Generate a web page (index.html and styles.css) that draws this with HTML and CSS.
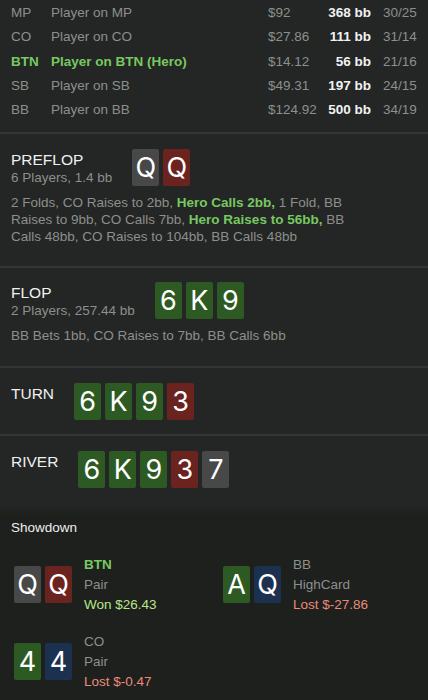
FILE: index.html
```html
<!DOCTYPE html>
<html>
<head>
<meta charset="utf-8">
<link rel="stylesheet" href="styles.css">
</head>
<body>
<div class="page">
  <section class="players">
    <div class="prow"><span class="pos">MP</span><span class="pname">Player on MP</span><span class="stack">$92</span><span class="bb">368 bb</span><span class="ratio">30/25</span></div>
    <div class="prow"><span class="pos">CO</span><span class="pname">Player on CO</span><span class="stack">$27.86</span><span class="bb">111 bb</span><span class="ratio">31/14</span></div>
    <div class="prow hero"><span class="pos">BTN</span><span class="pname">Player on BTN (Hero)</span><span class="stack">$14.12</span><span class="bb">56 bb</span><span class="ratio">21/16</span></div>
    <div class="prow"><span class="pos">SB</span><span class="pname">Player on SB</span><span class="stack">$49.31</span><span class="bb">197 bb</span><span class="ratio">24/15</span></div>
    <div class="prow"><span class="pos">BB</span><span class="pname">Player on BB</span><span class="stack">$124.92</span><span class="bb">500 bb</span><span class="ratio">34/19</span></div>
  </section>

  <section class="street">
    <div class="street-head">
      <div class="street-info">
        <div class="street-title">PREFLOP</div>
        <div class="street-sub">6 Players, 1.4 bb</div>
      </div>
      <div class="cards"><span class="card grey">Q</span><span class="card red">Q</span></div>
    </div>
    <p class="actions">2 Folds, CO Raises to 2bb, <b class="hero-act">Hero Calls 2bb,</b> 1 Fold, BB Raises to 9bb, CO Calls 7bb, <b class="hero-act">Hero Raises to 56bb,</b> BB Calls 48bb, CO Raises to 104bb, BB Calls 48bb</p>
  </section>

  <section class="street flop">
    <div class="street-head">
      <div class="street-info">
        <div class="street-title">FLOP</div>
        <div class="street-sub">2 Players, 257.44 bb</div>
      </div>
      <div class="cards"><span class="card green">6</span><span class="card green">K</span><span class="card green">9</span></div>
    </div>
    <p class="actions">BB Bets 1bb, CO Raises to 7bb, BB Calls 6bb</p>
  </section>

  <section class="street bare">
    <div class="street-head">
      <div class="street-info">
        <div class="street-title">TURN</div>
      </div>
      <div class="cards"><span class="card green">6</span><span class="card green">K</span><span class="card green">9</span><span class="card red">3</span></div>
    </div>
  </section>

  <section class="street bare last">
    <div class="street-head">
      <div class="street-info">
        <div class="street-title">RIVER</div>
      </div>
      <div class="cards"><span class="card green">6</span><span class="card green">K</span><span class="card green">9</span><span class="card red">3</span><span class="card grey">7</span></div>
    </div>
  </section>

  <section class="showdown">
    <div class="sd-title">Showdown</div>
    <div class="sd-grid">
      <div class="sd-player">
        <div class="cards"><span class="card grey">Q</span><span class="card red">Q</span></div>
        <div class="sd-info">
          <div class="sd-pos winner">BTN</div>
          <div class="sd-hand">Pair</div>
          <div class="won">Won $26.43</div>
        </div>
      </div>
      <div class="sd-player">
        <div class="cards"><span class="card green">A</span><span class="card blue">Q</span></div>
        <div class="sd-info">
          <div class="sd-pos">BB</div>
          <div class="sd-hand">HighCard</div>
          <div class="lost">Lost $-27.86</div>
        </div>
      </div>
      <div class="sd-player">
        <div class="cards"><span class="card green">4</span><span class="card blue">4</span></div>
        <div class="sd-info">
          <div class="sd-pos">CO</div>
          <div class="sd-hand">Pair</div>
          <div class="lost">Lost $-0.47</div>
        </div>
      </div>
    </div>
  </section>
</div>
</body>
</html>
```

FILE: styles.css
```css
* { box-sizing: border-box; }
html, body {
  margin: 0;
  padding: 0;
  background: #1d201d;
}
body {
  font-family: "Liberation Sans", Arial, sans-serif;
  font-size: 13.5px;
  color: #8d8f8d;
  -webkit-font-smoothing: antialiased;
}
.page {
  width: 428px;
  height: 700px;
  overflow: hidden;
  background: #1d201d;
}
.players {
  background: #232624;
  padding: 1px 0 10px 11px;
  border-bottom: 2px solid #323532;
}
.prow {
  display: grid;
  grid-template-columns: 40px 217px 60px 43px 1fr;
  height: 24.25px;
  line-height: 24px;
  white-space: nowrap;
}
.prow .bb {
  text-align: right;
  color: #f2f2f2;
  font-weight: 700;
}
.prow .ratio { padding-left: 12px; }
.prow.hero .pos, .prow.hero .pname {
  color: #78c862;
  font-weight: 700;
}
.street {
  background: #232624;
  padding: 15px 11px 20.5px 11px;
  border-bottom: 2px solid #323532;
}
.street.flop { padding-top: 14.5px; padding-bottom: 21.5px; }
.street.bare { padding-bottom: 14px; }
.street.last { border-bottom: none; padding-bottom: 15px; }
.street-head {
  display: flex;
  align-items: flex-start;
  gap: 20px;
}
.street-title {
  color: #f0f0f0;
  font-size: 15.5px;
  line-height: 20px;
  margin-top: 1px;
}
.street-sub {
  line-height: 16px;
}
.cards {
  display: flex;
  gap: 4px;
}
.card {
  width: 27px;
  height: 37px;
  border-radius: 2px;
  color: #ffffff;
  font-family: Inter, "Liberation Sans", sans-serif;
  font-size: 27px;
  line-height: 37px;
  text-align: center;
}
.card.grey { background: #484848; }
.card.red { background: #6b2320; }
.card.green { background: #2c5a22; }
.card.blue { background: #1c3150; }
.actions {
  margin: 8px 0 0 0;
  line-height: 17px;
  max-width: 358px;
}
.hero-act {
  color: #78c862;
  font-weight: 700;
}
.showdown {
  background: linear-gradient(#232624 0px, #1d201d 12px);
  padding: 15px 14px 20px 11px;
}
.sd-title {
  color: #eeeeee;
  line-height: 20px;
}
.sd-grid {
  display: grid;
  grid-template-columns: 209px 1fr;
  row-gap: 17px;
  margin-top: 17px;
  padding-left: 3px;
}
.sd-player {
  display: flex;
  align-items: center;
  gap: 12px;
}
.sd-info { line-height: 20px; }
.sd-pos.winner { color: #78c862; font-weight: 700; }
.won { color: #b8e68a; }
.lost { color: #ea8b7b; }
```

Your goal >> Collect each line containing the string "styles".

Response to the exercise >>
Generate a web page (index.html and styles.css) that draws this with HTML and CSS.
<link rel="stylesheet" href="styles.css">
FILE: styles.css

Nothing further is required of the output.